Какие-то черты академика Верейского я в чем-то невольно, а в чем-то и сознательно взял у генерала медицинской службы, одного из ученых с мировым именем, Алексея Дмитриевича Сперанского.
Какой это был так и просившийся в литературу образ! Остается лишь горько пожалеть, что никому, и мне в том числе, не посчастливилось написать его во всю ширь и глубь так, как он того заслуживал…
Не забуду бессонную ночь в «Стреле», мчащейся в Ленинград, станцию Любань, по перрону которой мы прохаживались промозглой ночью, и Сперанского, мучимого сомнениями, — он был одинок после смерти жены и ехал в Ленинград, где его, вместе с делами, поверх всех дел, нетерпеливо ждало свидание с женщиной, которую он любил давно и которая его тоже давно любила. Но время идет, у Сперанского уже были взрослые дети, да и он сам был сильно не первой молодости…
Родился еще в прошлом веке, в 1888 году; уже в 1911 году окончил Казанский университет; с двадцатого года был уже профессором Иркутского университета, с двадцать третьего стал сотрудником Ивана Петровича Павлова; был директором Института нормальной и патологической физиологии; ему принадлежат многие знаменитейшие труды учения о нервной системе.
И вот он, надвинув на лоб генеральскую высокую папаху, поеживаясь от лезущего под шинель станционного сквозняка, шагает, поскрипывая сапогами, по перрону, продолжая начатый в купе вагона мучающий его рассказ, да не рассказ это был, а исповедь о давней и неугасшей любви к женщине, много моложе его, продолжающей любить его, «совсем взрослого», по-прежнему.
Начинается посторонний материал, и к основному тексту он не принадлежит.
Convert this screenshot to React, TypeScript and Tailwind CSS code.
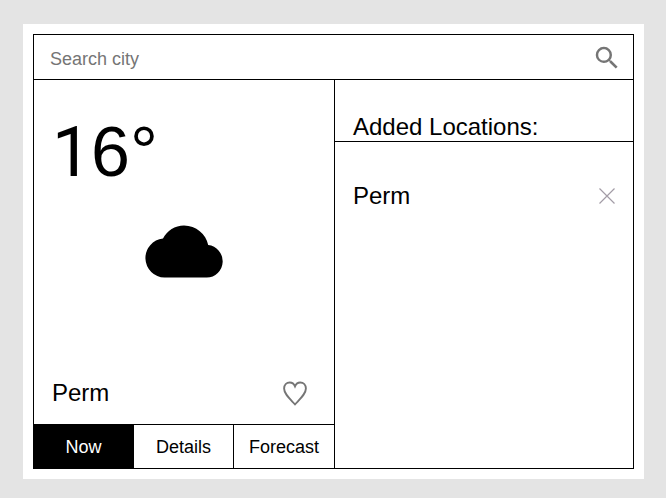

Ее-то, ее-то разница в годах, мучающая генерала медицинской службы, вовсе не смущает, чувство ее молодо, оно свежо и по-прежнему прекрасно…
Сейчас его жена умерла, он одинок, дети взрослые, у них своя жизнь, но у него — есть ли у него моральное, человеческое, мужское право на позднюю любовь? Не смешон ли он будет? Не жалок ли?
Вернулись в купе. Налил водки себе и мне.
Я сказал ему — я бы на его месте не колебался. Любят друг друга — в чем же дело? Кстати, моя жена как-то сказала — такие, как Сперанский, независимо от возраста, не могут не нравиться женщинам.
— Она это сказала вам? Действительно? — отставив рюмку, спросил он с огромной, невыразимой серьезностью.
— Если она бы сказала мне, я бы считал это пустым комплиментом… Но то, что она сказала вам… Женюсь.
Приехал в Ленинград и женился.
Рассказал я об этой ночи в «Стреле» и о станции Любань Свердлину.
Ему это было надо позарез, хотя по роли никому он не объяснялся в любви. Подобная житейская ситуация, к сожалению, находилась далеко за пределами отпущенного артисту отнюдь несовершенного, во многом обнаженно публицистического и, мягко скажем, во многом неточного текста.
А как выиграл бы Верейский, будь в его сценической жизни и биографии эта ночная исповедь… Эта трепетная житейская история…
— Нет, вы расскажите мне еще про Сперанского… Каков он в споре? Как слушает? Как ходит? А папаху генеральскую умеет носить? — жадно забрасывал меня артист новыми и новыми вопросами.
И я рассказывал, что знал, — академик был человеком острых, колючих суждений, ригористичен, часто безапелляционен, в резких формулировках не стеснялся, спуску никому не давал. Умел все замечать и говорить вслух о том, что его коробило, раздражало, гневило…
— Какой ты ученый, ты камергер! — закричал он однажды своему другу на дне его рождения, другу, к которому относился по-своему очень хорошо, даже любил и, вероятно, именно поэтому считал нужным говорить правду.
Оба они отлично поняли обидный смысл, вкладываемый Сперанским в это слово, и, помнится, его друг не на шутку огорчился, однако, будучи воспитанным, ничего не ответил, только сник как-то.
Сперанский, я заметил, отвел его после ужина куда-то в сад и долго ему что-то объяснял, видимо, извинялся. Именинник вежливо кивал, но слово «камергер» вылетело, с этим уже ничего нельзя было поделать.
Спрашивал меня Лев Наумович и о других знакомых мне ученых. Я рассказывал ему о Николае Нилыче Бурденко и особенно о жене его, властной, категоричной, знающей цену не только своему мужу, но и в первую очередь самой себе. Однажды сам Бурденко пришел в академию получать причитающуюся ему зарплату. Кассирша наотрез отказалась протянуть ему из окошечка денежную ведомость. «Бурденко — женщина, — сказала она ему убежденно, подозрительно взглянув на академика, — а вас не знаю. Доверенность есть?»
Доверенности не было, и Бурденко удалился.